• **Request**: Return the whole listing, keeping every character the same.

• **Given data**:
---
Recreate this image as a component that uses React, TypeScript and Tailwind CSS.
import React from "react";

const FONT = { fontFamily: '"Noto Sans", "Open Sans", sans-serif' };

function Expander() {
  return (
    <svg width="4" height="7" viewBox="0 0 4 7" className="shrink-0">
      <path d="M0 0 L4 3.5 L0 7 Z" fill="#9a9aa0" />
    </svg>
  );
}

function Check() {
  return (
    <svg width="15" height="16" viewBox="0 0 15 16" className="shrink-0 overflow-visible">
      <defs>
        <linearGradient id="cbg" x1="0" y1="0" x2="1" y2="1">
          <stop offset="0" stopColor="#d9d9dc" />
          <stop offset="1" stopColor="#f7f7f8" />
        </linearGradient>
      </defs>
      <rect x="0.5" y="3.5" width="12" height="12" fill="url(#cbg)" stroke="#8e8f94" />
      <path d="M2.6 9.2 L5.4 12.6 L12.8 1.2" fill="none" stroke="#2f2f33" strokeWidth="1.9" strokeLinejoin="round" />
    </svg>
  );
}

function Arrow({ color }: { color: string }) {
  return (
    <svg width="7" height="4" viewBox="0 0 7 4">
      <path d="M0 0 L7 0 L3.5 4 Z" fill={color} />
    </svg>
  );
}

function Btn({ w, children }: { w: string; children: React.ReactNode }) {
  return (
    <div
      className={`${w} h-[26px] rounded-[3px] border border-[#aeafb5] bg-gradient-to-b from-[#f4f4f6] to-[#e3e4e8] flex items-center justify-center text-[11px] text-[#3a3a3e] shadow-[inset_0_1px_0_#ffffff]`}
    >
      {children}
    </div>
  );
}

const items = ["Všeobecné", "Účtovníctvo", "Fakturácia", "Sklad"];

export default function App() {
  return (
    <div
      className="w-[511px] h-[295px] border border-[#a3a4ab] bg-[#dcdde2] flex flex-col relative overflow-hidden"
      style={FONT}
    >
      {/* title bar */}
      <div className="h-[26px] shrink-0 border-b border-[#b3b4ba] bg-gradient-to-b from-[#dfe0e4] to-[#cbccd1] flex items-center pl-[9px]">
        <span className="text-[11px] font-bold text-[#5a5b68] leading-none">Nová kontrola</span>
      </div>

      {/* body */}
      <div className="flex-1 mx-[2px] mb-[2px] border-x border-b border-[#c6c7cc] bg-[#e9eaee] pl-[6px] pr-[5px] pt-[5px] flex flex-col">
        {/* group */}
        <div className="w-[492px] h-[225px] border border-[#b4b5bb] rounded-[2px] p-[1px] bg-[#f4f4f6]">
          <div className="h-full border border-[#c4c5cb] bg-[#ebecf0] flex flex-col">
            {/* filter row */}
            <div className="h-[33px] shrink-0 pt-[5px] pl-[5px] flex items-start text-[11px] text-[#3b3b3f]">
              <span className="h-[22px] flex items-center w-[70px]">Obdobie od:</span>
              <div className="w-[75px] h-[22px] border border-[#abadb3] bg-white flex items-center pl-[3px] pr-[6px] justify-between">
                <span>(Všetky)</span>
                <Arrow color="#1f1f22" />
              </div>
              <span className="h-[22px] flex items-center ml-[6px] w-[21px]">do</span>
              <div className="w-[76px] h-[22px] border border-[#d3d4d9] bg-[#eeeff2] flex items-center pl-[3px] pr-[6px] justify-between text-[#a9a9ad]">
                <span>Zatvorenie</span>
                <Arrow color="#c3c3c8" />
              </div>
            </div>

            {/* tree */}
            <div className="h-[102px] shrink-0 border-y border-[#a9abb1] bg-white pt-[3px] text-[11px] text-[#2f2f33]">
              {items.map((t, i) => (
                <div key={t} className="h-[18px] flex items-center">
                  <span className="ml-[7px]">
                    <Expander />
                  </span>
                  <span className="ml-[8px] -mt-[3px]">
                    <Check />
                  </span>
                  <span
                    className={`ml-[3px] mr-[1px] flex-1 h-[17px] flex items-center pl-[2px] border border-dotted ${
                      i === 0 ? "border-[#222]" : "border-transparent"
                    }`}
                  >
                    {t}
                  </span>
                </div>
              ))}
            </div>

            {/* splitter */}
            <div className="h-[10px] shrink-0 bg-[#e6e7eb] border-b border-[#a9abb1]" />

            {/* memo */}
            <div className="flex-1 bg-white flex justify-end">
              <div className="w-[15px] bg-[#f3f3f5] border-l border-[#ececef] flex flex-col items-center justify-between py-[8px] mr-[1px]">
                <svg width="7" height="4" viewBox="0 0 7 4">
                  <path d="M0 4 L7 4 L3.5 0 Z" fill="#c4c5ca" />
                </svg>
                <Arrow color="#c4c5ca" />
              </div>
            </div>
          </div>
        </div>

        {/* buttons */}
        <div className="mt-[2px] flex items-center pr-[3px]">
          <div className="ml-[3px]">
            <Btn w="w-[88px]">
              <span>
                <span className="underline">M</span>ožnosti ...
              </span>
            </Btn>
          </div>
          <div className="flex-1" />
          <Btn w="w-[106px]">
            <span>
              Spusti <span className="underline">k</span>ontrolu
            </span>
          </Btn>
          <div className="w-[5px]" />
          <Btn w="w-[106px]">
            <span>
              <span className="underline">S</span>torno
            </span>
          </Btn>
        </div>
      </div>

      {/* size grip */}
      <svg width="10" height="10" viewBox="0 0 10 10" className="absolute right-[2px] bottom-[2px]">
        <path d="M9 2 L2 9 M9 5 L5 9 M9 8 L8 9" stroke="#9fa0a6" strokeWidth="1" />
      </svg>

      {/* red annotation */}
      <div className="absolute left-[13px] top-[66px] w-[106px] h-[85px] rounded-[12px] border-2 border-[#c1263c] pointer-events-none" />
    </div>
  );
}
---
• **The response**:
Recreate this image as a component that uses React, TypeScript and Tailwind CSS.
import React from "react";

const FONT = { fontFamily: '"Noto Sans", "Open Sans", sans-serif' };

function Expander() {
  return (
    <svg width="4" height="7" viewBox="0 0 4 7" className="shrink-0">
      <path d="M0 0 L4 3.5 L0 7 Z" fill="#9a9aa0" />
    </svg>
  );
}

function Check() {
  return (
    <svg width="15" height="16" viewBox="0 0 15 16" className="shrink-0 overflow-visible">
      <defs>
        <linearGradient id="cbg" x1="0" y1="0" x2="1" y2="1">
          <stop offset="0" stopColor="#d9d9dc" />
          <stop offset="1" stopColor="#f7f7f8" />
        </linearGradient>
      </defs>
      <rect x="0.5" y="3.5" width="12" height="12" fill="url(#cbg)" stroke="#8e8f94" />
      <path d="M2.6 9.2 L5.4 12.6 L12.8 1.2" fill="none" stroke="#2f2f33" strokeWidth="1.9" strokeLinejoin="round" />
    </svg>
  );
}

function Arrow({ color }: { color: string }) {
  return (
    <svg width="7" height="4" viewBox="0 0 7 4">
      <path d="M0 0 L7 0 L3.5 4 Z" fill={color} />
    </svg>
  );
}

function Btn({ w, children }: { w: string; children: React.ReactNode }) {
  return (
    <div
      className={`${w} h-[26px] rounded-[3px] border border-[#aeafb5] bg-gradient-to-b from-[#f4f4f6] to-[#e3e4e8] flex items-center justify-center text-[11px] text-[#3a3a3e] shadow-[inset_0_1px_0_#ffffff]`}
    >
      {children}
    </div>
  );
}

const items = ["Všeobecné", "Účtovníctvo", "Fakturácia", "Sklad"];

export default function App() {
  return (
    <div
      className="w-[511px] h-[295px] border border-[#a3a4ab] bg-[#dcdde2] flex flex-col relative overflow-hidden"
      style={FONT}
    >
      {/* title bar */}
      <div className="h-[26px] shrink-0 border-b border-[#b3b4ba] bg-gradient-to-b from-[#dfe0e4] to-[#cbccd1] flex items-center pl-[9px]">
        <span className="text-[11px] font-bold text-[#5a5b68] leading-none">Nová kontrola</span>
      </div>

      {/* body */}
      <div className="flex-1 mx-[2px] mb-[2px] border-x border-b border-[#c6c7cc] bg-[#e9eaee] pl-[6px] pr-[5px] pt-[5px] flex flex-col">
        {/* group */}
        <div className="w-[492px] h-[225px] border border-[#b4b5bb] rounded-[2px] p-[1px] bg-[#f4f4f6]">
          <div className="h-full border border-[#c4c5cb] bg-[#ebecf0] flex flex-col">
            {/* filter row */}
            <div className="h-[33px] shrink-0 pt-[5px] pl-[5px] flex items-start text-[11px] text-[#3b3b3f]">
              <span className="h-[22px] flex items-center w-[70px]">Obdobie od:</span>
              <div className="w-[75px] h-[22px] border border-[#abadb3] bg-white flex items-center pl-[3px] pr-[6px] justify-between">
                <span>(Všetky)</span>
                <Arrow color="#1f1f22" />
              </div>
              <span className="h-[22px] flex items-center ml-[6px] w-[21px]">do</span>
              <div className="w-[76px] h-[22px] border border-[#d3d4d9] bg-[#eeeff2] flex items-center pl-[3px] pr-[6px] justify-between text-[#a9a9ad]">
                <span>Zatvorenie</span>
                <Arrow color="#c3c3c8" />
              </div>
            </div>

            {/* tree */}
            <div className="h-[102px] shrink-0 border-y border-[#a9abb1] bg-white pt-[3px] text-[11px] text-[#2f2f33]">
              {items.map((t, i) => (
                <div key={t} className="h-[18px] flex items-center">
                  <span className="ml-[7px]">
                    <Expander />
                  </span>
                  <span className="ml-[8px] -mt-[3px]">
                    <Check />
                  </span>
                  <span
                    className={`ml-[3px] mr-[1px] flex-1 h-[17px] flex items-center pl-[2px] border border-dotted ${
                      i === 0 ? "border-[#222]" : "border-transparent"
                    }`}
                  >
                    {t}
                  </span>
                </div>
              ))}
            </div>

            {/* splitter */}
            <div className="h-[10px] shrink-0 bg-[#e6e7eb] border-b border-[#a9abb1]" />

            {/* memo */}
            <div className="flex-1 bg-white flex justify-end">
              <div className="w-[15px] bg-[#f3f3f5] border-l border-[#ececef] flex flex-col items-center justify-between py-[8px] mr-[1px]">
                <svg width="7" height="4" viewBox="0 0 7 4">
                  <path d="M0 4 L7 4 L3.5 0 Z" fill="#c4c5ca" />
                </svg>
                <Arrow color="#c4c5ca" />
              </div>
            </div>
          </div>
        </div>

        {/* buttons */}
        <div className="mt-[2px] flex items-center pr-[3px]">
          <div className="ml-[3px]">
            <Btn w="w-[88px]">
              <span>
                <span className="underline">M</span>ožnosti ...
              </span>
            </Btn>
          </div>
          <div className="flex-1" />
          <Btn w="w-[106px]">
            <span>
              Spusti <span className="underline">k</span>ontrolu
            </span>
          </Btn>
          <div className="w-[5px]" />
          <Btn w="w-[106px]">
            <span>
              <span className="underline">S</span>torno
            </span>
          </Btn>
        </div>
      </div>

      {/* size grip */}
      <svg width="10" height="10" viewBox="0 0 10 10" className="absolute right-[2px] bottom-[2px]">
        <path d="M9 2 L2 9 M9 5 L5 9 M9 8 L8 9" stroke="#9fa0a6" strokeWidth="1" />
      </svg>

      {/* red annotation */}
      <div className="absolute left-[13px] top-[66px] w-[106px] h-[85px] rounded-[12px] border-2 border-[#c1263c] pointer-events-none" />
    </div>
  );
}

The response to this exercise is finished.